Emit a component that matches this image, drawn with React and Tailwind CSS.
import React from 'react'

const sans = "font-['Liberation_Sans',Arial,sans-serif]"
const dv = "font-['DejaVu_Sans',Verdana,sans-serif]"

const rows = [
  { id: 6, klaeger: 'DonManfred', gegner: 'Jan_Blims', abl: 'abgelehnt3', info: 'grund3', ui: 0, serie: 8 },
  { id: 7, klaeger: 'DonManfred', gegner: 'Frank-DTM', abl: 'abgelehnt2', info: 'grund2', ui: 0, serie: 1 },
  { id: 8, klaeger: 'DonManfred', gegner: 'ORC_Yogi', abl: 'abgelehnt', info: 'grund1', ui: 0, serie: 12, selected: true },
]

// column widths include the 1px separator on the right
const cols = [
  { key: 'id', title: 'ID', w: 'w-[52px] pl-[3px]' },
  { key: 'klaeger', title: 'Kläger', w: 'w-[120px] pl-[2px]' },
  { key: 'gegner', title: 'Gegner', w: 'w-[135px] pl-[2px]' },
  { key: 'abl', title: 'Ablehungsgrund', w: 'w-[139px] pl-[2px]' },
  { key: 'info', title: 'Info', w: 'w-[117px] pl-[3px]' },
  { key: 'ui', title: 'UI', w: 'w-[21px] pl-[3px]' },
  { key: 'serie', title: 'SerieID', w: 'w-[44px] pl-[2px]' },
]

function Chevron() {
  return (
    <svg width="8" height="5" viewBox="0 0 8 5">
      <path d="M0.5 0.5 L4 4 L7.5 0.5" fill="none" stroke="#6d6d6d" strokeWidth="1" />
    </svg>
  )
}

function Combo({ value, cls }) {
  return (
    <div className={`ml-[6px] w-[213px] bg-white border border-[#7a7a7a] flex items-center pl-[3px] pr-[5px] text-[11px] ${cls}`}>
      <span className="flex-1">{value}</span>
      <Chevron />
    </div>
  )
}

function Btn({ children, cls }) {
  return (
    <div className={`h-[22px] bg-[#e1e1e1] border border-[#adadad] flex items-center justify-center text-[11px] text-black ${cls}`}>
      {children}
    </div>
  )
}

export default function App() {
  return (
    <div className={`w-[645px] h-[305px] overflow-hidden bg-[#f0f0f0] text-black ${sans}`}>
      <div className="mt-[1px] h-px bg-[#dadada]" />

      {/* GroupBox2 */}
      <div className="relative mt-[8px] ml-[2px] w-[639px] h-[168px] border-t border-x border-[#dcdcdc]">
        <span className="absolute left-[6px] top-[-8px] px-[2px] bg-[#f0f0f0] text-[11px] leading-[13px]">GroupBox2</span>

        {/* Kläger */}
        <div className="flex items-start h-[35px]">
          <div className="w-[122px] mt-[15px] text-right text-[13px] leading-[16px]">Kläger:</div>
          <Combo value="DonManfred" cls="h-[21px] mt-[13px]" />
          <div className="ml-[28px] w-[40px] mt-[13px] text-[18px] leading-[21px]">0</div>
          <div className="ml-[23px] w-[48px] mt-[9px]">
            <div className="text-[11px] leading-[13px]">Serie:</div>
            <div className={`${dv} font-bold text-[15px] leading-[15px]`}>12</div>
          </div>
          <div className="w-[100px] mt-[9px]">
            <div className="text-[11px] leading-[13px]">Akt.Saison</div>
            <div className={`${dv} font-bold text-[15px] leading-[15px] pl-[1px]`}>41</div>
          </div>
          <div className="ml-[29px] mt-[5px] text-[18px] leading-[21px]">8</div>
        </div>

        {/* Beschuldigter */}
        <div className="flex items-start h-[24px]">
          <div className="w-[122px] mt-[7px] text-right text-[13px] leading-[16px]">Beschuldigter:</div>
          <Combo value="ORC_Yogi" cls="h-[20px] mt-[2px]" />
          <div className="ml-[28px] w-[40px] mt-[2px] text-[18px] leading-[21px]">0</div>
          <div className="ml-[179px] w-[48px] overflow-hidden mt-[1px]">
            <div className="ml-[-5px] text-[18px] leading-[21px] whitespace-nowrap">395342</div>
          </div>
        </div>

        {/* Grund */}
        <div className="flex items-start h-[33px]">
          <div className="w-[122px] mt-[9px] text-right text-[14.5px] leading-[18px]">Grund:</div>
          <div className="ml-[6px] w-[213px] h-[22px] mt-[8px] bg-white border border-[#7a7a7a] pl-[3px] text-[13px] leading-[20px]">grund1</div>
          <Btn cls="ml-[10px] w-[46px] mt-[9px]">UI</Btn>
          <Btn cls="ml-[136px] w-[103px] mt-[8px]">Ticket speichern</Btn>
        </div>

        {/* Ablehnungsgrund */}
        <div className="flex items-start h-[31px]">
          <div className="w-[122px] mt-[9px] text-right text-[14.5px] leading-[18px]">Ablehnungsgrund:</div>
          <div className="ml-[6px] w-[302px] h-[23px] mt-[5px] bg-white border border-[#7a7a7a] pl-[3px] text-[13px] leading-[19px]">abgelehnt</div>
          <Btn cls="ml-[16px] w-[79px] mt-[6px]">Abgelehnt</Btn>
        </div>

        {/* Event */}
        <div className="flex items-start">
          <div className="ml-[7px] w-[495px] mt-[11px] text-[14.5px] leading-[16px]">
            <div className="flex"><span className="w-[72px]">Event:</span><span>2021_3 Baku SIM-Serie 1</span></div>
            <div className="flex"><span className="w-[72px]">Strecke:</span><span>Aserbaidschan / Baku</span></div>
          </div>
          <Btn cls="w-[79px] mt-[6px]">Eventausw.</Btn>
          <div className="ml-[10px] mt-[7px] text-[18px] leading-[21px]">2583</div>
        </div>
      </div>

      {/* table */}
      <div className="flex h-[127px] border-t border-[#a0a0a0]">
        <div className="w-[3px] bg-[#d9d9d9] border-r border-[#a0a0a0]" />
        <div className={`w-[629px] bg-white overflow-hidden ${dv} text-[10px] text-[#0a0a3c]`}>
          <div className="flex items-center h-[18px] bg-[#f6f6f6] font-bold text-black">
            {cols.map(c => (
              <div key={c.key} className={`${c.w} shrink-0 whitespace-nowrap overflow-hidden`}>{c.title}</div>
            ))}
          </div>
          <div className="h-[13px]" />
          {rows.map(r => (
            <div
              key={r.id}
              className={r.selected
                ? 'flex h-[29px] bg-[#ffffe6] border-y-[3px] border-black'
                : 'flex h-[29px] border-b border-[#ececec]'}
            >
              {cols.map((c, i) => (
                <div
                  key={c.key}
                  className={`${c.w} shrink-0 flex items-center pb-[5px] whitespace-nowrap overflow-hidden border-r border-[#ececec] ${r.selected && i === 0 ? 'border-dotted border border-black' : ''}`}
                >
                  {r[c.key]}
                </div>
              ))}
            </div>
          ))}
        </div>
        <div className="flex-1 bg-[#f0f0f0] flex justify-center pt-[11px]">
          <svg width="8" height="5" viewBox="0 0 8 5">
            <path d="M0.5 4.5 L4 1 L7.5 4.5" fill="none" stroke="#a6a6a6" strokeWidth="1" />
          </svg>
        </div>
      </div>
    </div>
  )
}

################

**DESCRIPTION OF THE TASK:** Print the material once more, exactly.

**EXERCISE RESULT:**
Emit a component that matches this image, drawn with React and Tailwind CSS.
import React from 'react'

const sans = "font-['Liberation_Sans',Arial,sans-serif]"
const dv = "font-['DejaVu_Sans',Verdana,sans-serif]"

const rows = [
  { id: 6, klaeger: 'DonManfred', gegner: 'Jan_Blims', abl: 'abgelehnt3', info: 'grund3', ui: 0, serie: 8 },
  { id: 7, klaeger: 'DonManfred', gegner: 'Frank-DTM', abl: 'abgelehnt2', info: 'grund2', ui: 0, serie: 1 },
  { id: 8, klaeger: 'DonManfred', gegner: 'ORC_Yogi', abl: 'abgelehnt', info: 'grund1', ui: 0, serie: 12, selected: true },
]

// column widths include the 1px separator on the right
const cols = [
  { key: 'id', title: 'ID', w: 'w-[52px] pl-[3px]' },
  { key: 'klaeger', title: 'Kläger', w: 'w-[120px] pl-[2px]' },
  { key: 'gegner', title: 'Gegner', w: 'w-[135px] pl-[2px]' },
  { key: 'abl', title: 'Ablehungsgrund', w: 'w-[139px] pl-[2px]' },
  { key: 'info', title: 'Info', w: 'w-[117px] pl-[3px]' },
  { key: 'ui', title: 'UI', w: 'w-[21px] pl-[3px]' },
  { key: 'serie', title: 'SerieID', w: 'w-[44px] pl-[2px]' },
]

function Chevron() {
  return (
    <svg width="8" height="5" viewBox="0 0 8 5">
      <path d="M0.5 0.5 L4 4 L7.5 0.5" fill="none" stroke="#6d6d6d" strokeWidth="1" />
    </svg>
  )
}

function Combo({ value, cls }) {
  return (
    <div className={`ml-[6px] w-[213px] bg-white border border-[#7a7a7a] flex items-center pl-[3px] pr-[5px] text-[11px] ${cls}`}>
      <span className="flex-1">{value}</span>
      <Chevron />
    </div>
  )
}

function Btn({ children, cls }) {
  return (
    <div className={`h-[22px] bg-[#e1e1e1] border border-[#adadad] flex items-center justify-center text-[11px] text-black ${cls}`}>
      {children}
    </div>
  )
}

export default function App() {
  return (
    <div className={`w-[645px] h-[305px] overflow-hidden bg-[#f0f0f0] text-black ${sans}`}>
      <div className="mt-[1px] h-px bg-[#dadada]" />

      {/* GroupBox2 */}
      <div className="relative mt-[8px] ml-[2px] w-[639px] h-[168px] border-t border-x border-[#dcdcdc]">
        <span className="absolute left-[6px] top-[-8px] px-[2px] bg-[#f0f0f0] text-[11px] leading-[13px]">GroupBox2</span>

        {/* Kläger */}
        <div className="flex items-start h-[35px]">
          <div className="w-[122px] mt-[15px] text-right text-[13px] leading-[16px]">Kläger:</div>
          <Combo value="DonManfred" cls="h-[21px] mt-[13px]" />
          <div className="ml-[28px] w-[40px] mt-[13px] text-[18px] leading-[21px]">0</div>
          <div className="ml-[23px] w-[48px] mt-[9px]">
            <div className="text-[11px] leading-[13px]">Serie:</div>
            <div className={`${dv} font-bold text-[15px] leading-[15px]`}>12</div>
          </div>
          <div className="w-[100px] mt-[9px]">
            <div className="text-[11px] leading-[13px]">Akt.Saison</div>
            <div className={`${dv} font-bold text-[15px] leading-[15px] pl-[1px]`}>41</div>
          </div>
          <div className="ml-[29px] mt-[5px] text-[18px] leading-[21px]">8</div>
        </div>

        {/* Beschuldigter */}
        <div className="flex items-start h-[24px]">
          <div className="w-[122px] mt-[7px] text-right text-[13px] leading-[16px]">Beschuldigter:</div>
          <Combo value="ORC_Yogi" cls="h-[20px] mt-[2px]" />
          <div className="ml-[28px] w-[40px] mt-[2px] text-[18px] leading-[21px]">0</div>
          <div className="ml-[179px] w-[48px] overflow-hidden mt-[1px]">
            <div className="ml-[-5px] text-[18px] leading-[21px] whitespace-nowrap">395342</div>
          </div>
        </div>

        {/* Grund */}
        <div className="flex items-start h-[33px]">
          <div className="w-[122px] mt-[9px] text-right text-[14.5px] leading-[18px]">Grund:</div>
          <div className="ml-[6px] w-[213px] h-[22px] mt-[8px] bg-white border border-[#7a7a7a] pl-[3px] text-[13px] leading-[20px]">grund1</div>
          <Btn cls="ml-[10px] w-[46px] mt-[9px]">UI</Btn>
          <Btn cls="ml-[136px] w-[103px] mt-[8px]">Ticket speichern</Btn>
        </div>

        {/* Ablehnungsgrund */}
        <div className="flex items-start h-[31px]">
          <div className="w-[122px] mt-[9px] text-right text-[14.5px] leading-[18px]">Ablehnungsgrund:</div>
          <div className="ml-[6px] w-[302px] h-[23px] mt-[5px] bg-white border border-[#7a7a7a] pl-[3px] text-[13px] leading-[19px]">abgelehnt</div>
          <Btn cls="ml-[16px] w-[79px] mt-[6px]">Abgelehnt</Btn>
        </div>

        {/* Event */}
        <div className="flex items-start">
          <div className="ml-[7px] w-[495px] mt-[11px] text-[14.5px] leading-[16px]">
            <div className="flex"><span className="w-[72px]">Event:</span><span>2021_3 Baku SIM-Serie 1</span></div>
            <div className="flex"><span className="w-[72px]">Strecke:</span><span>Aserbaidschan / Baku</span></div>
          </div>
          <Btn cls="w-[79px] mt-[6px]">Eventausw.</Btn>
          <div className="ml-[10px] mt-[7px] text-[18px] leading-[21px]">2583</div>
        </div>
      </div>

      {/* table */}
      <div className="flex h-[127px] border-t border-[#a0a0a0]">
        <div className="w-[3px] bg-[#d9d9d9] border-r border-[#a0a0a0]" />
        <div className={`w-[629px] bg-white overflow-hidden ${dv} text-[10px] text-[#0a0a3c]`}>
          <div className="flex items-center h-[18px] bg-[#f6f6f6] font-bold text-black">
            {cols.map(c => (
              <div key={c.key} className={`${c.w} shrink-0 whitespace-nowrap overflow-hidden`}>{c.title}</div>
            ))}
          </div>
          <div className="h-[13px]" />
          {rows.map(r => (
            <div
              key={r.id}
              className={r.selected
                ? 'flex h-[29px] bg-[#ffffe6] border-y-[3px] border-black'
                : 'flex h-[29px] border-b border-[#ececec]'}
            >
              {cols.map((c, i) => (
                <div
                  key={c.key}
                  className={`${c.w} shrink-0 flex items-center pb-[5px] whitespace-nowrap overflow-hidden border-r border-[#ececec] ${r.selected && i === 0 ? 'border-dotted border border-black' : ''}`}
                >
                  {r[c.key]}
                </div>
              ))}
            </div>
          ))}
        </div>
        <div className="flex-1 bg-[#f0f0f0] flex justify-center pt-[11px]">
          <svg width="8" height="5" viewBox="0 0 8 5">
            <path d="M0.5 4.5 L4 1 L7.5 4.5" fill="none" stroke="#a6a6a6" strokeWidth="1" />
          </svg>
        </div>
      </div>
    </div>
  )
}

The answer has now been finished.